Subarcsecond Structure and Velocity Field of Optical Line‐emitting Gas in NGC 1052

Abstract

We have obtained integral field spectra of the low-ionization emission-line region in the galaxy NGC 1052 by using the Kyoto Tridimensional Spectrograph II mounted on the Subaru Telescope. Our high signal-to-noise ratio data with precise template subtraction have revealed weaker features at the nucleus, including the [Fe III] and He II emission lines, as well as a broad component of the Hβ emission. The broad Hβ component suggests the existence of a broad-line region.
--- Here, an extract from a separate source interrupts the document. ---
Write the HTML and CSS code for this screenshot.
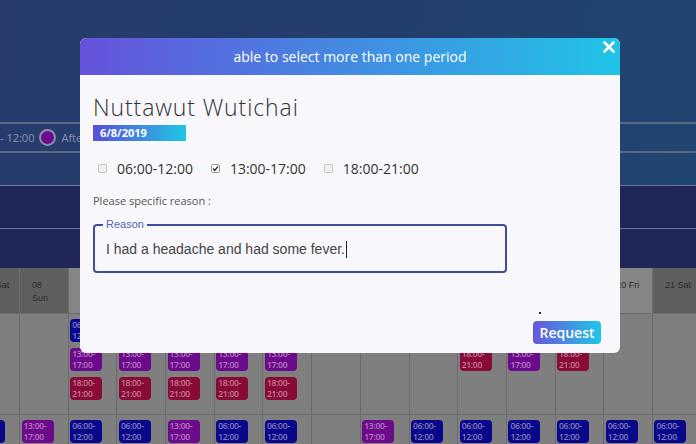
FILE: index.html
```html
<!DOCTYPE html>
<html>
<head>
<meta charset="utf-8">
<link rel="stylesheet" href="styles.css">
</head>
<body>
<div class="page">
  <div class="hero">
    <div class="legend">
      <span>- 12:00</span><span class="dot"></span><span>Afternoon 13:00 - 17:00</span>
    </div>
  </div>
  <div class="band"></div>
  <div class="band b2"></div>
  <div class="calendar">
    <div class="hcell we">07 Sat</div>
    <div class="hcell we">08<br>Sun</div>
    <div class="hcell">09 Mon</div>
    <div class="hcell">10 Tue</div>
    <div class="hcell">11 Wed</div>
    <div class="hcell">12 Thu</div>
    <div class="hcell">13 Fri</div>
    <div class="hcell we">14 Sat</div>
    <div class="hcell we">15 Sun</div>
    <div class="hcell">16 Mon</div>
    <div class="hcell">17 Tue</div>
    <div class="hcell">18 Wed</div>
    <div class="hcell">19 Thu</div>
    <div class="hcell">20 Fri</div>
    <div class="hcell we">21 Sat</div>

    <div class="cell"></div>
    <div class="cell"></div>
    <div class="cell"><div class="chip b">06:00-<br>12:00</div><div class="chip p">13:00-<br>17:00</div><div class="chip r">18:00-<br>21:00</div></div>
    <div class="cell"><div class="chip b">06:00-<br>12:00</div><div class="chip p">13:00-<br>17:00</div><div class="chip r">18:00-<br>21:00</div></div>
    <div class="cell"><div class="chip b">06:00-<br>12:00</div><div class="chip p">13:00-<br>17:00</div><div class="chip r">18:00-<br>21:00</div></div>
    <div class="cell"><div class="chip b">06:00-<br>12:00</div><div class="chip p">13:00-<br>17:00</div><div class="chip r">18:00-<br>21:00</div></div>
    <div class="cell"><div class="chip b">06:00-<br>12:00</div><div class="chip p">13:00-<br>17:00</div><div class="chip r">18:00-<br>21:00</div></div>
    <div class="cell"></div>
    <div class="cell"></div>
    <div class="cell"></div>
    <div class="cell"><div class="chip b">06:00-<br>12:00</div><div class="chip r">18:00-<br>21:00</div></div>
    <div class="cell"><div class="chip b">06:00-<br>12:00</div><div class="chip p">13:00-<br>17:00</div></div>
    <div class="cell"><div class="chip b">06:00-<br>12:00</div><div class="chip r">18:00-<br>21:00</div></div>
    <div class="cell"></div>
    <div class="cell"></div>

    <div class="cell"><div class="chip b">06:00-<br>12:00</div></div>
    <div class="cell"><div class="chip p">13:00-<br>17:00</div></div>
    <div class="cell"><div class="chip b">06:00-<br>12:00</div></div>
    <div class="cell"><div class="chip b">06:00-<br>12:00</div></div>
    <div class="cell"><div class="chip p">13:00-<br>17:00</div></div>
    <div class="cell"><div class="chip b">06:00-<br>12:00</div></div>
    <div class="cell"><div class="chip b">06:00-<br>12:00</div></div>
    <div class="cell"></div>
    <div class="cell"><div class="chip p">13:00-<br>17:00</div></div>
    <div class="cell"><div class="chip b">06:00-<br>12:00</div></div>
    <div class="cell"><div class="chip b">06:00-<br>12:00</div></div>
    <div class="cell"><div class="chip b">06:00-<br>12:00</div></div>
    <div class="cell"><div class="chip b">06:00-<br>12:00</div></div>
    <div class="cell"><div class="chip b">06:00-<br>12:00</div></div>
    <div class="cell"><div class="chip b">06:00-<br>12:00</div></div>
  </div>
</div>

<div class="modal">
  <div class="modal-head">
    <span>able to select more than one period</span>
    <svg class="close" width="12" height="12" viewBox="0 0 12 12"><path d="M1.5 1.5L10.5 10.5M10.5 1.5L1.5 10.5" stroke="#fff" stroke-width="2.6" stroke-linecap="round"/></svg>
  </div>
  <div class="modal-body">
    <h2 class="name">Nuttawut Wutichai</h2>
    <div class="date">6/8/2019</div>
    <div class="periods">
      <label class="period"><span class="box"></span>06:00-12:00</label>
      <label class="period"><span class="box on"><svg width="7" height="7" viewBox="0 0 7 7"><path d="M1 3.6L2.8 5.4L6 1.4" fill="none" stroke="#333" stroke-width="1.5"/></svg></span>13:00-17:00</label>
      <label class="period"><span class="box"></span>18:00-21:00</label>
    </div>
    <div class="hint">Please specific reason :</div>
    <fieldset class="reason">
      <legend>Reason</legend>
      <div class="text">I had a headache and had some fever.<span class="caret"></span></div>
    </fieldset>
    <div class="foot">
      <span class="spark"></span>
      <button class="btn">Request</button>
    </div>
  </div>
</div>
</body>
</html>
```

FILE: styles.css
```css
* { box-sizing: border-box; }
html, body { margin: 0; padding: 0; }
body {
  width: 696px;
  height: 444px;
  overflow: hidden;
  position: relative;
  font-family: "Open Sans", "Liberation Sans", sans-serif;
  background: #7f7f7f;
}
.page { display: flex; flex-direction: column; height: 444px; overflow: hidden; }
.page > * { flex: none; }
.hero {
  height: 185px;
  padding-top: 122px;
  background: linear-gradient(100deg, #273c6c 0%, #233d6c 50%, #1f4670 100%);
}
.legend {
  height: 31px;
  display: flex;
  align-items: center;
  gap: 5px;
  font-size: 11px;
  color: #8a93ab;
  border-top: 2px solid #5c6788;
  border-bottom: 2px solid #5c6788;
  white-space: nowrap;
}
.dot {
  width: 17px; height: 17px;
  border-radius: 50%;
  background: #6a0b8e;
  border: 2px solid #8e8ea6;
}
.band { height: 43px; background: #1f2757; border-top: 1px solid #6e7494; }
.band.b2 { height: 40px; }
.calendar {
  display: grid;
  grid-template-columns: repeat(15, 48.7px);
  grid-template-rows: 45px 101px 30px;
  margin-left: -28.7px;
  width: max-content;
}
.hcell {
  background: #868686;
  border-right: 1px solid #6e6e6e;
  font-family: "Liberation Sans", sans-serif;
  font-size: 9px;
  line-height: 13px;
  color: #2b2b2b;
  padding: 11px 0 0 12px;
  white-space: nowrap;
}
.hcell.we { background: #5f5f5f; }
.cell {
  background: #7f7f7f;
  border-right: 1px solid #6b6b6b;
  border-top: 1px solid #6b6b6b;
  display: flex;
  flex-direction: column;
  gap: 6px;
  padding: 5px 0 0 1.5px;
}
.chip {
  flex: none;
  width: 32px;
  height: 23px;
  border-radius: 4px;
  font-size: 8.5px;
  line-height: 10.5px;
  font-weight: 600;
  letter-spacing: -0.3px;
  padding: 1px 2px;
  color: rgba(255, 230, 240, 0.5);
  overflow: hidden;
}
.chip.b { background: #08088a; }
.chip.p { background: #6c0a8c; }
.chip.r { background: #880a36; }

.modal {
  position: absolute;
  left: 80px;
  top: 38px;
  width: 540px;
  height: 315px;
  background: #f8f8fc;
  border-radius: 6px;
  overflow: hidden;
  display: flex;
  flex-direction: column;
}
.modal-head {
  height: 37px;
  flex: none;
  position: relative;
  display: flex;
  align-items: center;
  justify-content: center;
  background: linear-gradient(90deg, #6652dc, #20c4e6);
  color: #fff;
  font-size: 14px;
  font-weight: 500;
}
.close { position: absolute; right: 5px; top: 3px; }
.modal-body {
  flex: 1;
  display: flex;
  flex-direction: column;
  padding: 19px 19px 9px 13px;
}
.name {
  margin: 0;
  font-size: 23px;
  line-height: 26px;
  font-weight: 300;
  letter-spacing: 0.9px;
  color: #333;
}
.date {
  width: 93px;
  height: 16px;
  margin-top: 5px;
  padding-left: 7px;
  background: linear-gradient(90deg, #5a4fd8, #1fc6e6);
  color: #fff;
  font-size: 11px;
  line-height: 16px;
  font-weight: 700;
}
.periods {
  display: flex;
  align-items: center;
  gap: 18px;
  height: 20px;
  margin-top: 17px;
  padding-left: 5px;
}
.period {
  display: flex;
  align-items: center;
  gap: 10px;
  font-size: 14px;
  color: #333;
}
.box {
  width: 9px; height: 9px;
  border: 1px solid #c4c4c4;
  border-radius: 2px;
  background: #f0f0f0;
  display: flex;
  align-items: center;
  justify-content: center;
}
.box.on { border-color: #999; background: #fff; }
.hint {
  margin-top: 16px;
  font-size: 11px;
  line-height: 14px;
  color: #555;
}
.reason {
  margin: 10px 0 0;
  width: 414px;
  border: 2px solid #3f4b9b;
  border-radius: 4px;
  padding: 9px 11px 13px;
  min-width: 0;
}
.reason legend {
  font-family: "Liberation Sans", sans-serif;
  font-size: 11px;
  line-height: 13px;
  color: #5664b0;
  padding: 0 3px;
  margin-left: -3px;
}
.text {
  font-family: "Liberation Sans", sans-serif;
  font-size: 14px;
  line-height: 18px;
  color: #444;
}
.caret {
  display: inline-block;
  width: 1px;
  height: 17px;
  background: #222;
  vertical-align: -4px;
  margin-left: 1px;
}
.foot {
  margin-top: auto;
  display: flex;
  flex-direction: column;
  align-items: flex-end;
}
.spark { width: 2px; height: 2px; background: #223; margin-right: 60px; }
.btn {
  margin-top: 7px;
  width: 68px;
  height: 23px;
  border: 0;
  border-radius: 4px;
  padding: 0;
  background: linear-gradient(90deg, #6a55dc, #1fc7e6);
  color: #fff;
  font-family: "Open Sans", sans-serif;
  font-size: 14px;
  font-weight: 600;
}
```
The spatial structure and velocity field derived from the data cube suggest the existence of three main components: a high-velocity bipolar outflow, low-velocity disk rotation, and a spatially unresolved nuclear component. The outflow axis does not coincide with the disk rotation axis. The opening angle of the outflow decreases with velocity shift from the systemic velocity both in bluer and redder velocity channels. This is explained only if the outflow has intrinsically higher velocity components inside, i.e., in regions closer to the outflow axis. At both sides of the bipolar outflow, we find that the highest velocity components are detached from the nucleus. This gap can be explained by an acceleration of at least a part of the flow or the surrounding matter, or by bow shocks that may be produced by even higher velocity outflow components that are not yet detected. Along the edges of the outflow and extending east-northeast and west-southwest, there exist strong [O III] emission ridges. These are closely related to the radio jet-counterjet structure. The abrupt change in the velocity field of the ionized gas and a large [O ]/Hβ line flux ratio in this region suggest a strong interaction of the jets, and possibly also of some ridge components of the line-emitting gas, with the interstellar matter.